--- begin ---
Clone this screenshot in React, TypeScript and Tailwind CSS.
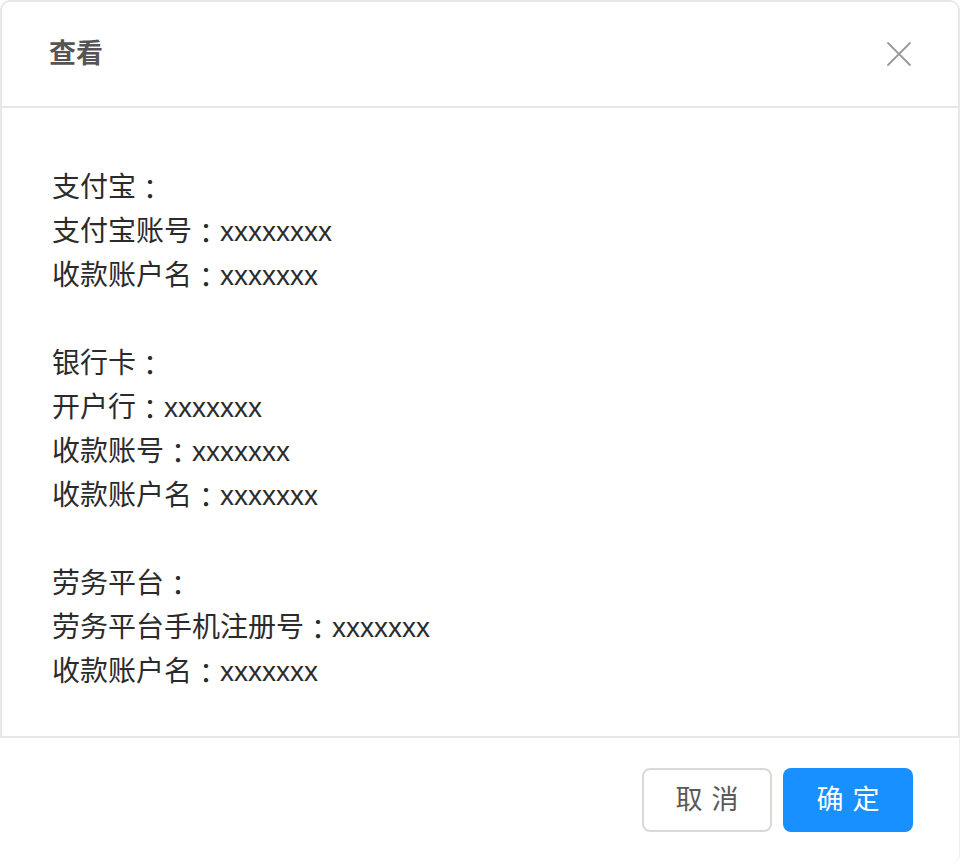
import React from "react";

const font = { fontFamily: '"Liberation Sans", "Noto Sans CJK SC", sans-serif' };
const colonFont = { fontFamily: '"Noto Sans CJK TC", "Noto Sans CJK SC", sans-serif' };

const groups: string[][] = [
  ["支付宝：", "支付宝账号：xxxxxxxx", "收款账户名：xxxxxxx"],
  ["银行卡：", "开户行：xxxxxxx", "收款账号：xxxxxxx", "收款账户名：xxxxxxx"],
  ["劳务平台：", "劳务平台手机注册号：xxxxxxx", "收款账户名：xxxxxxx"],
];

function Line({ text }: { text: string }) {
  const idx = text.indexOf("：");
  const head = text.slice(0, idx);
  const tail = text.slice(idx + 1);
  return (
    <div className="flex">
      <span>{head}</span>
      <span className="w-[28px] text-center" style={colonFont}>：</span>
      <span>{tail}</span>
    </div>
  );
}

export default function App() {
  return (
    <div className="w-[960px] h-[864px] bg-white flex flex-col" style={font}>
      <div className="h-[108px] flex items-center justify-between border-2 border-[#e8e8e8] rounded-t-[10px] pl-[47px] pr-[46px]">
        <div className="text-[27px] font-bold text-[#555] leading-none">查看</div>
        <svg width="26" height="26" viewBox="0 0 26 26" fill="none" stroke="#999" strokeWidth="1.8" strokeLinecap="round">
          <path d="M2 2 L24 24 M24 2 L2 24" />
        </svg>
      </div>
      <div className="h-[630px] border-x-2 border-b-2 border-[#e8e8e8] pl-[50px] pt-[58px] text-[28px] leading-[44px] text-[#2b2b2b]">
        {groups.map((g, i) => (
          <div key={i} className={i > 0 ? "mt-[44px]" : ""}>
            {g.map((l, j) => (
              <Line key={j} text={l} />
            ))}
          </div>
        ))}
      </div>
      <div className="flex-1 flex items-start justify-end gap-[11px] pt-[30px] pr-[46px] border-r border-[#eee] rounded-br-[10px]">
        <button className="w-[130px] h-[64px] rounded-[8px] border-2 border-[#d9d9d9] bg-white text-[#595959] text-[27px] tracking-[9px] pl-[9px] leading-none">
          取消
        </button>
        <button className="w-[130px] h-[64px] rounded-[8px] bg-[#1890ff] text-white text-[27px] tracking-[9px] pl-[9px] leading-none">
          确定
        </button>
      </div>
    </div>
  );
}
--- end ---
▶ INSTRUCTION:
All the material shown above is to be copied exactly, with no pictures carried over.

▶ COMPLETE RESPONSE:
Clone this screenshot in React, TypeScript and Tailwind CSS.
import React from "react";

const font = { fontFamily: '"Liberation Sans", "Noto Sans CJK SC", sans-serif' };
const colonFont = { fontFamily: '"Noto Sans CJK TC", "Noto Sans CJK SC", sans-serif' };

const groups: string[][] = [
  ["支付宝：", "支付宝账号：xxxxxxxx", "收款账户名：xxxxxxx"],
  ["银行卡：", "开户行：xxxxxxx", "收款账号：xxxxxxx", "收款账户名：xxxxxxx"],
  ["劳务平台：", "劳务平台手机注册号：xxxxxxx", "收款账户名：xxxxxxx"],
];

function Line({ text }: { text: string }) {
  const idx = text.indexOf("：");
  const head = text.slice(0, idx);
  const tail = text.slice(idx + 1);
  return (
    <div className="flex">
      <span>{head}</span>
      <span className="w-[28px] text-center" style={colonFont}>：</span>
      <span>{tail}</span>
    </div>
  );
}

export default function App() {
  return (
    <div className="w-[960px] h-[864px] bg-white flex flex-col" style={font}>
      <div className="h-[108px] flex items-center justify-between border-2 border-[#e8e8e8] rounded-t-[10px] pl-[47px] pr-[46px]">
        <div className="text-[27px] font-bold text-[#555] leading-none">查看</div>
        <svg width="26" height="26" viewBox="0 0 26 26" fill="none" stroke="#999" strokeWidth="1.8" strokeLinecap="round">
          <path d="M2 2 L24 24 M24 2 L2 24" />
        </svg>
      </div>
      <div className="h-[630px] border-x-2 border-b-2 border-[#e8e8e8] pl-[50px] pt-[58px] text-[28px] leading-[44px] text-[#2b2b2b]">
        {groups.map((g, i) => (
          <div key={i} className={i > 0 ? "mt-[44px]" : ""}>
            {g.map((l, j) => (
              <Line key={j} text={l} />
            ))}
          </div>
        ))}
      </div>
      <div className="flex-1 flex items-start justify-end gap-[11px] pt-[30px] pr-[46px] border-r border-[#eee] rounded-br-[10px]">
        <button className="w-[130px] h-[64px] rounded-[8px] border-2 border-[#d9d9d9] bg-white text-[#595959] text-[27px] tracking-[9px] pl-[9px] leading-none">
          取消
        </button>
        <button className="w-[130px] h-[64px] rounded-[8px] bg-[#1890ff] text-white text-[27px] tracking-[9px] pl-[9px] leading-none">
          确定
        </button>
      </div>
    </div>
  );
}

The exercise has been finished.